### Directions for this task
Exactly as written, quote every line that follows, skipping the images.

### Stored data

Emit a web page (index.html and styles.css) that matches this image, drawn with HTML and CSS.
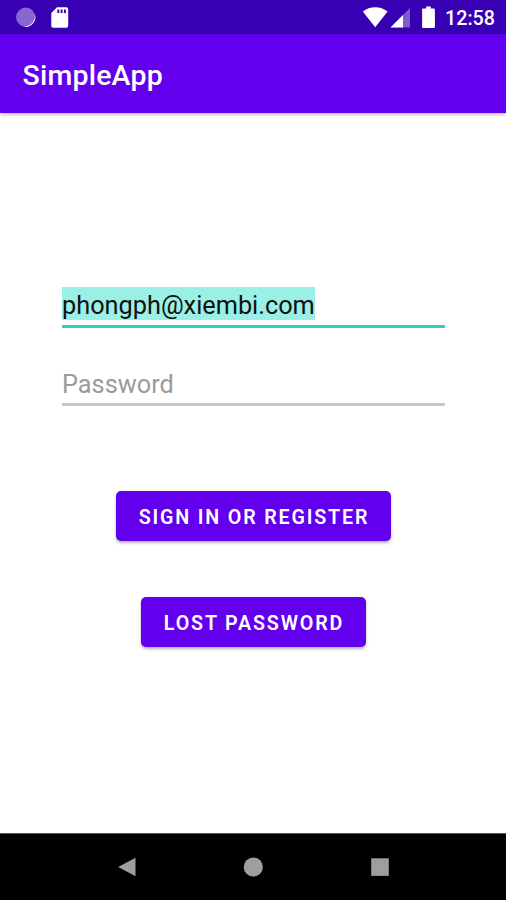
FILE: index.html
```
<!DOCTYPE html>
<html lang="en">
<head>
    <meta charset="UTF-8">
    <meta name="viewport" content="width=device-width, initial-scale=1.0">
    <title>SimpleApp</title>
    <link rel="stylesheet" href="styles.css">
</head>
<body>

    <div class="status-bar">
        <svg class="status-left" width="60" height="34" viewBox="0 0 60 34">
            <!-- Loading circle -->
            <circle cx="15.7" cy="17.2" r="9.6" fill="#8a66d2"/>
            <path d="M24.6 13.5a9.7 9.7 0 0 1-11.5 13A10.6 10.6 0 0 0 24.6 13.5z" fill="#fff"/>
            <!-- SD card -->
            <path d="M47 7.3h9.3a1.9 1.9 0 0 1 1.9 1.9v16.6a1.9 1.9 0 0 1-1.9 1.9H43.2a1.9 1.9 0 0 1-1.9-1.9V13z" fill="#fff"/>
            <path d="M48.3 9.4v3.6M51.6 9.4v3.6M54.9 9.4v3.6" stroke="#3700b3" stroke-width="1.9"/>
        </svg>
        <svg class="status-right" width="76" height="34" viewBox="0 0 76 34">
            <!-- Wifi -->
            <path d="M13.2 27.2L.8 11.5a20 20 0 0 1 24.8 0z" fill="#fff"/>
            <!-- Signal -->
            <path d="M28.5 27.6L48 8v19.6z" fill="#fff" fill-opacity=".35"/>
            <path d="M28.5 27.6L41 15v12.6z" fill="#fff"/>
            <!-- Battery -->
            <path d="M64.2 6.5h4.6v2.1h2.9a1.2 1.2 0 0 1 1.2 1.2v17a1.2 1.2 0 0 1-1.2 1.2H61.3a1.2 1.2 0 0 1-1.2-1.2v-17a1.2 1.2 0 0 1 1.2-1.2h2.9z" fill="#fff"/>
        </svg>
        <span class="clock">12:58</span>
    </div>

    <header class="app-bar">
        <h1>SimpleApp</h1>
    </header>

    <form class="login-form">
        <div class="field active"><span class="selected-text">phongph@xiembi.com</span></div>
        <input class="field password" type="password" placeholder="Password">
        <button class="sign-in" type="button">SIGN IN OR REGISTER</button>
        <button class="lost-password" type="button">LOST PASSWORD</button>
    </form>

    <nav class="nav-bar">
        <svg width="20" height="20" viewBox="0 0 20 20"><path d="M1.2 10L18.5 .7v18.6z"/></svg>
        <svg width="20" height="20" viewBox="0 0 20 20"><circle cx="10.3" cy="10" r="9.6"/></svg>
        <svg width="20" height="20" viewBox="0 0 20 20"><path d="M1.2 1.3h17.6v17.6H1.2z"/></svg>
    </nav>

</body>
</html>
```

FILE: styles.css
```
* {
    box-sizing: border-box;
}
body {
    font-family: Roboto, sans-serif;
    background-color: #fff;
    margin: 0;
    height: 900px;
    display: flex;
    flex-direction: column;
    overflow: hidden;
}
.status-bar {
    height: 34px;
    background-color: #3700b3;
    display: flex;
    align-items: center;
    padding: 0 11px 0 10px;
}
.status-right {
    margin-left: auto;
}
.clock {
    color: white;
    font-size: 19.7px;
    font-weight: 500;
    line-height: 32px;
    padding-top: 4px;
    margin-left: 7px;
}
.app-bar {
    height: 79px;
    background-color: #6200ee;
    display: flex;
    align-items: center;
    padding: 3px 22.5px 0;
    box-shadow: 0 1px 4px rgba(0, 0, 0, 0.35);
}
h1 {
    color: white;
    font-size: 28.5px;
    font-weight: 500;
    letter-spacing: 0.2px;
    margin: 0;
}
.login-form {
    flex: 1;
    display: flex;
    flex-direction: column;
    align-items: center;
    padding-top: 174px;
}
.field {
    width: 383px;
    height: 41px;
    border: none;
    border-bottom: 3px solid #c9c9c9;
    padding: 0;
    font-family: inherit;
    font-size: 25.3px;
    line-height: 37px;
    color: #111;
    background: none;
    outline: none;
}
.active {
    border-color: #34cfbc; /* Teal accent while focused */
}
.selected-text {
    display: inline-block;
    height: 33px;
    padding-left: 0.5px;
    background-color: #9af0e4;
}
.password {
    margin-top: 37px;
    padding: 0 0 0 0.5px;
}
.password::placeholder {
    color: #9b9b9b;
    opacity: 1;
}
button {
    height: 50px;
    background-color: #6200ee;
    color: white;
    border: none;
    border-radius: 5px;
    padding: 2px 0 0 2px;
    font-family: inherit;
    font-size: 19.7px;
    font-weight: 600;
    letter-spacing: 1.83px;
    box-shadow: 0 2px 3px rgba(0, 0, 0, 0.3);
}
.sign-in {
    width: 275px;
    margin-top: 85px;
}
.lost-password {
    width: 225px;
    margin-top: 56px;
}
.nav-bar {
    height: 67px;
    background-color: #000;
    border-top: 1px solid #555;
    display: flex;
    justify-content: center;
    align-items: center;
    gap: 106.5px;
}
.nav-bar svg {
    fill: #9e9e9e;
}
```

### Problem solution
Emit a web page (index.html and styles.css) that matches this image, drawn with HTML and CSS.
FILE: index.html
```
<!DOCTYPE html>
<html lang="en">
<head>
    <meta charset="UTF-8">
    <meta name="viewport" content="width=device-width, initial-scale=1.0">
    <title>SimpleApp</title>
    <link rel="stylesheet" href="styles.css">
</head>
<body>

    <div class="status-bar">
        <svg class="status-left" width="60" height="34" viewBox="0 0 60 34">
            <!-- Loading circle -->
            <circle cx="15.7" cy="17.2" r="9.6" fill="#8a66d2"/>
            <path d="M24.6 13.5a9.7 9.7 0 0 1-11.5 13A10.6 10.6 0 0 0 24.6 13.5z" fill="#fff"/>
            <!-- SD card -->
            <path d="M47 7.3h9.3a1.9 1.9 0 0 1 1.9 1.9v16.6a1.9 1.9 0 0 1-1.9 1.9H43.2a1.9 1.9 0 0 1-1.9-1.9V13z" fill="#fff"/>
            <path d="M48.3 9.4v3.6M51.6 9.4v3.6M54.9 9.4v3.6" stroke="#3700b3" stroke-width="1.9"/>
        </svg>
        <svg class="status-right" width="76" height="34" viewBox="0 0 76 34">
            <!-- Wifi -->
            <path d="M13.2 27.2L.8 11.5a20 20 0 0 1 24.8 0z" fill="#fff"/>
            <!-- Signal -->
            <path d="M28.5 27.6L48 8v19.6z" fill="#fff" fill-opacity=".35"/>
            <path d="M28.5 27.6L41 15v12.6z" fill="#fff"/>
            <!-- Battery -->
            <path d="M64.2 6.5h4.6v2.1h2.9a1.2 1.2 0 0 1 1.2 1.2v17a1.2 1.2 0 0 1-1.2 1.2H61.3a1.2 1.2 0 0 1-1.2-1.2v-17a1.2 1.2 0 0 1 1.2-1.2h2.9z" fill="#fff"/>
        </svg>
        <span class="clock">12:58</span>
    </div>

    <header class="app-bar">
        <h1>SimpleApp</h1>
    </header>

    <form class="login-form">
        <div class="field active"><span class="selected-text">phongph@xiembi.com</span></div>
        <input class="field password" type="password" placeholder="Password">
        <button class="sign-in" type="button">SIGN IN OR REGISTER</button>
        <button class="lost-password" type="button">LOST PASSWORD</button>
    </form>

    <nav class="nav-bar">
        <svg width="20" height="20" viewBox="0 0 20 20"><path d="M1.2 10L18.5 .7v18.6z"/></svg>
        <svg width="20" height="20" viewBox="0 0 20 20"><circle cx="10.3" cy="10" r="9.6"/></svg>
        <svg width="20" height="20" viewBox="0 0 20 20"><path d="M1.2 1.3h17.6v17.6H1.2z"/></svg>
    </nav>

</body>
</html>
```

FILE: styles.css
```
* {
    box-sizing: border-box;
}
body {
    font-family: Roboto, sans-serif;
    background-color: #fff;
    margin: 0;
    height: 900px;
    display: flex;
    flex-direction: column;
    overflow: hidden;
}
.status-bar {
    height: 34px;
    background-color: #3700b3;
    display: flex;
    align-items: center;
    padding: 0 11px 0 10px;
}
.status-right {
    margin-left: auto;
}
.clock {
    color: white;
    font-size: 19.7px;
    font-weight: 500;
    line-height: 32px;
    padding-top: 4px;
    margin-left: 7px;
}
.app-bar {
    height: 79px;
    background-color: #6200ee;
    display: flex;
    align-items: center;
    padding: 3px 22.5px 0;
    box-shadow: 0 1px 4px rgba(0, 0, 0, 0.35);
}
h1 {
    color: white;
    font-size: 28.5px;
    font-weight: 500;
    letter-spacing: 0.2px;
    margin: 0;
}
.login-form {
    flex: 1;
    display: flex;
    flex-direction: column;
    align-items: center;
    padding-top: 174px;
}
.field {
    width: 383px;
    height: 41px;
    border: none;
    border-bottom: 3px solid #c9c9c9;
    padding: 0;
    font-family: inherit;
    font-size: 25.3px;
    line-height: 37px;
    color: #111;
    background: none;
    outline: none;
}
.active {
    border-color: #34cfbc; /* Teal accent while focused */
}
.selected-text {
    display: inline-block;
    height: 33px;
    padding-left: 0.5px;
    background-color: #9af0e4;
}
.password {
    margin-top: 37px;
    padding: 0 0 0 0.5px;
}
.password::placeholder {
    color: #9b9b9b;
    opacity: 1;
}
button {
    height: 50px;
    background-color: #6200ee;
    color: white;
    border: none;
    border-radius: 5px;
    padding: 2px 0 0 2px;
    font-family: inherit;
    font-size: 19.7px;
    font-weight: 600;
    letter-spacing: 1.83px;
    box-shadow: 0 2px 3px rgba(0, 0, 0, 0.3);
}
.sign-in {
    width: 275px;
    margin-top: 85px;
}
.lost-password {
    width: 225px;
    margin-top: 56px;
}
.nav-bar {
    height: 67px;
    background-color: #000;
    border-top: 1px solid #555;
    display: flex;
    justify-content: center;
    align-items: center;
    gap: 106.5px;
}
.nav-bar svg {
    fill: #9e9e9e;
}
```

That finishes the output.